Shirazeh Houshiary: The eye fell in love with the ear
By: Sola Agustsson
Shirazeh Houshiary asks the crowd how many colors we think she uses in the paintings and sculptures in her latest exhibit, “The Eye Fell in Love with the Ear,” open now at Lehmann Maupin Gallery in New York.
Someone guesses 24, another person 13, and lastly a young boy says “Nine.” He is the closest. Houshiary says she only uses five colors, although by looking at the spectrum in her DNA helix sculptures and colossal, intricately woven paintings, you’d think there were hundreds.
The Iranian born artist has a kind of extrasensory way of envisioning art. Her monochromatic paintings are deceptively minimalist, yet so exquisitely crafted that they are in reality, maximalist. Pieces of thread intertwined in large-scale paintings make her work elaborately detailed, yet organic, like the design of the human eye.
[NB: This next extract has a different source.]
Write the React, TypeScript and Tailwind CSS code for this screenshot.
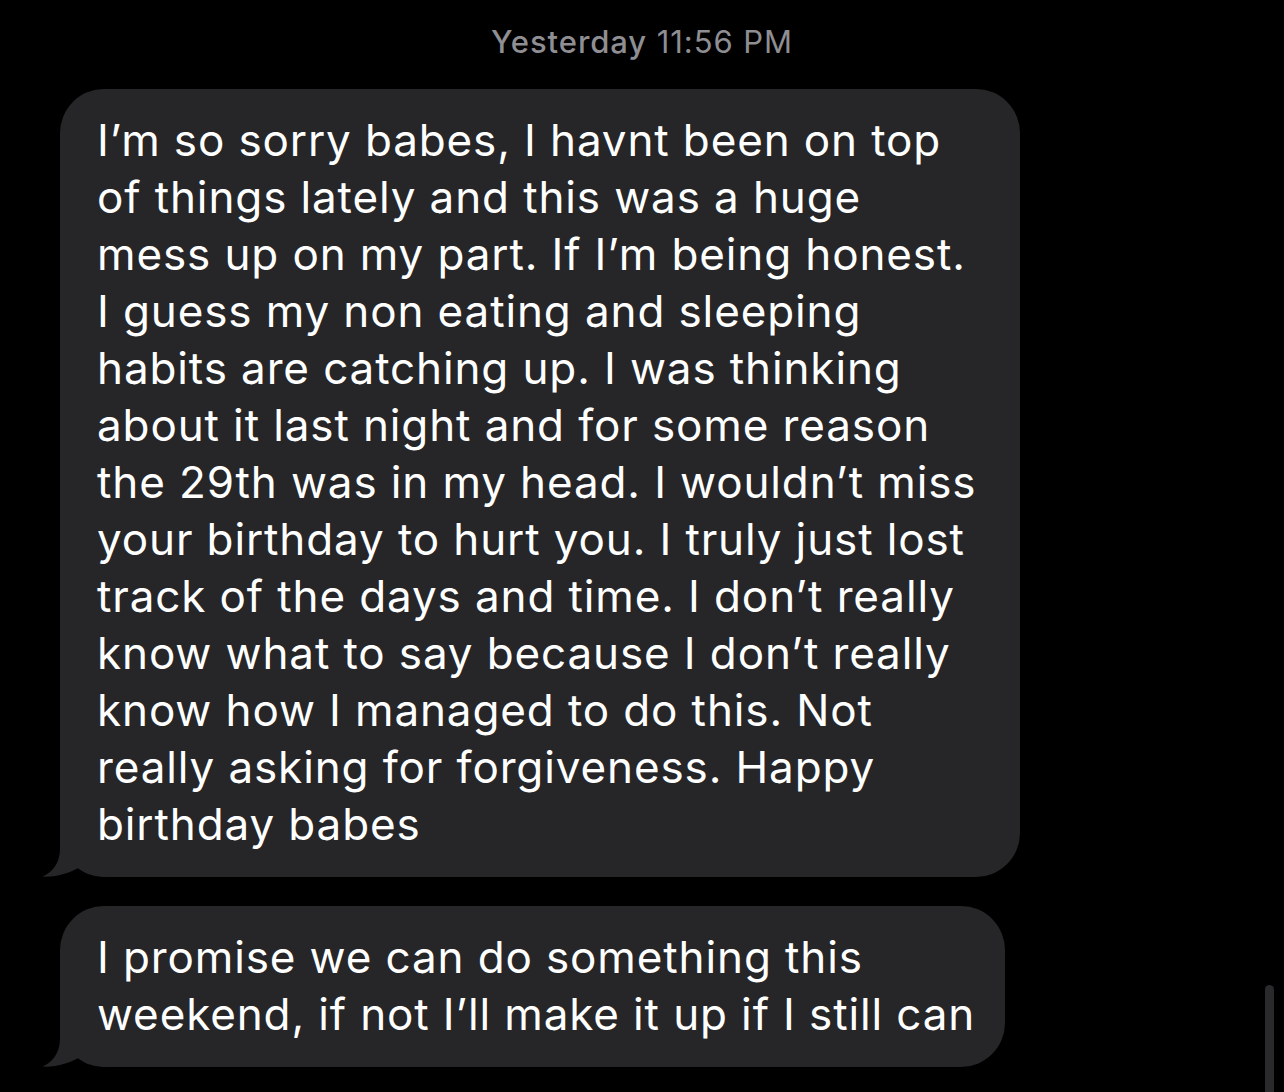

Houshiary conceives of her work aerially, that is as though she is playing God: she wants her work to be an extension of nature. Echo, a multi-textured piece, appears as an aqueous map of the ocean floor.
She seeks to examine the relationship between the specific and the general, seeing and sensing patterns that appear in streams, skies and sand. In her work she likes to capture the process of forming and deforming, the inevitable activity of life and decay.
Her three double-helix sculptures are organically created, as she creates the base elastic structure, but allows the objects to “choose their own shape.” She talks as though the pieces have a life of their own, like children who are born but decide their own paths. The sculptures complement and pick up the hues of her paintings, and the series looks especially interconnected looking down from the view of the second floor.
Her short film “Dust” plays with the linear Aristotelian narrative, conveying the past, present and future simultaneously. Through this lens, elements of the unseen are captured, as the viewer is able to incoherently move through time and space.